Die Regeln kommen bei einem Streitwert bis USD 2 Mio. automatisch zur Anwendung, soweit die Parteien nicht ausdrücklich die Regeln für das beschleunigte Verfahren ausgeschlossen haben (Art. 30 (3) b)) oder der Gerichtshof diese (auf Antrag einer Partei) im konkreten Fall für unangemessen hält (Art. 30 (3) c)). Der Gerichtshof kann zudem auch während des Verfahrens die allgemeinen Verfahrensregeln anwenden, wenn dies erforderlich wird.

III. Weitere Neuerungen der ICC SchO 2017

Die weiteren Neuerungen der ICC SchO 2017 ändern das normale ICC Schiedsverfahren mit Streitwerten über USD 2 Mio. nicht grundlegend. Die Neuerungen dienen der Verfahrenseffizienz (z.B. Halbierung der Frist für die Erstellung des Schiedsauftrags) und einer erhöhten Transparenz (z.B. Entscheidungen über die Ernennung, Bestätigung, Ablehnung oder Ersetzung eines Schiedsrichters kann der Gerichtshof nun begründen). Das weitere Bemühen der ICC um Transparenz steht im Einklang mit erst kürzlich eingeführten Maßnahmen wie  die Online-Veröffentlichung von Schiedsgerichten und die Berücksichtigung der Verfahrensdauer und Effizienz bei der Bemessung von Schiedsrichterhonoraren.

IV. Fazit

Vereinbaren Parteien nach dem 1. März 2017 die ICC Schiedsregeln, müssen sie sich bewusst sein, dass die Regeln über das beschleunigte Verfahren bei einem Streitwert von bis zu USD 2 Mio. grundsätzlich automatisch Anwendung finden. Soweit dies nicht gewollt ist, sind die Regeln über das beschleunigte Verfahren explizit in der Schiedsvereinbarung abzubedingen.

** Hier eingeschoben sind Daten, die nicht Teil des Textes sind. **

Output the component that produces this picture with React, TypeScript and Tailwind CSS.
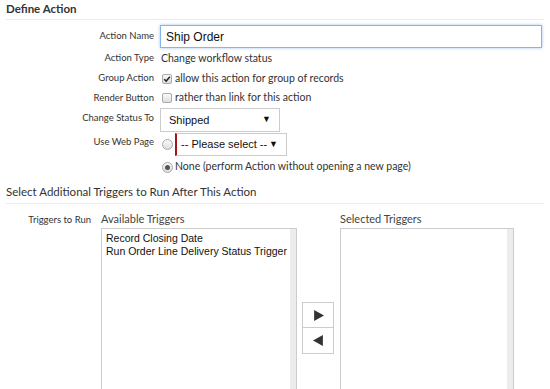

Die neuen Regeln über das beschleunigte Verfahren ermöglichen zwar eine schnellere, effizientere und günstigere Beilegung von Streitigkeiten mit geringeren Streitwerten. Allerdings ist die Einstufung eines Streitwertes als „gering“ relativ, dies umso mehr bei Klagen auf Teilleistung. Zudem sagt der Streitwert wenig über die Komplexität eines Rechtsstreits aus, dem sich ein Einzelschiedsrichter zu stellen hat. Die Begrenzung des rechtlichen Gehörs durch die mögliche Einschränkung von Schriftsätzen, Beweismöglichkeiten und der Beweiserhebung, insbesondere auch den Ausschluss einer Document Production, muss im Einzelfall gegen die beschleunigte Rechtssicherheit abgewogen werden.